Bio-Inspired Drone Control: A Reinforcement Learning-Trained Spiking Neural Networks for Agile Navigation in Dynamic Environment

Controlling quadrotors autonomously in dynamic environments requires agile and robust flight policies to ensure rapid adaptation to environmental changes. Deep Reinforcement Learning (DRL) has been shown to be an effective method to train Artificial Neural Networks (ANNs) policies, outperforming optimal control algorithms in performance while being more resource-efficient. Spiking Neural Networks (SNNs), biologically inspired neural networks, present a promising approach by natively processing temporal data through discrete spikes. This property allows SNNs to incorporate the temporal dimension, even within a feed-forward architecture, unlike ANNs, which is crucial in dynamic environments.
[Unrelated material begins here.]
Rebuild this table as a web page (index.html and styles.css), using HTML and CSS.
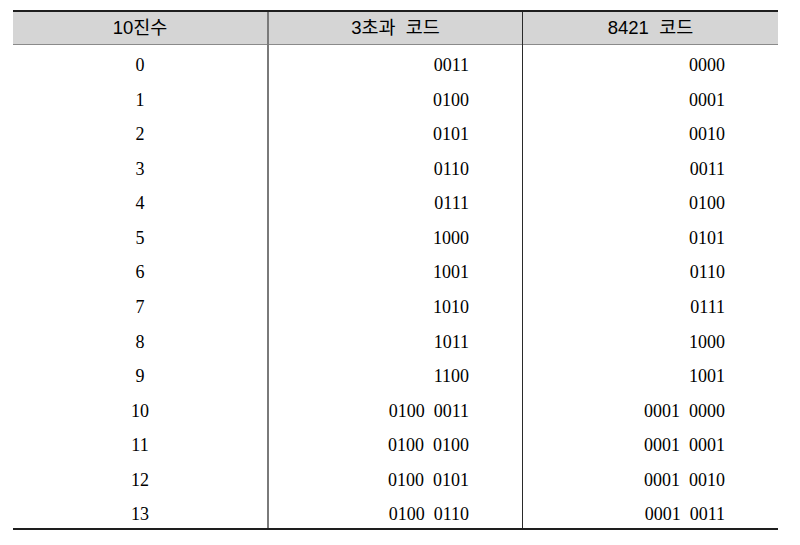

Moreover, SNNs can be efficiently executed on neuromorphic hardware accelerators, making them well-suited for deployment on resource-constrained computing platforms. In this work, we trained an agile flight SNN policy using the state-of-the-art Deep Reinforcement Learning (DRL) algorithm, Proximal Policy Optimization (PPO). The flight policy maps the system states to low-level control commands sent to the quadrotor. With simulation experiments, we demonstrate that, compared to ANN-based policies, SNN-based ones achieve a 2.5% improvement in success rate, a 40% increase in average flight speed, and a 28.6% reduction in the time required to reach the target. Our results suggest that neuromorphic computing approaches can be beneficial for dynamical state-based problems, providing valuable insights for designing lightweight and efficient controllers in time-sensitive applications.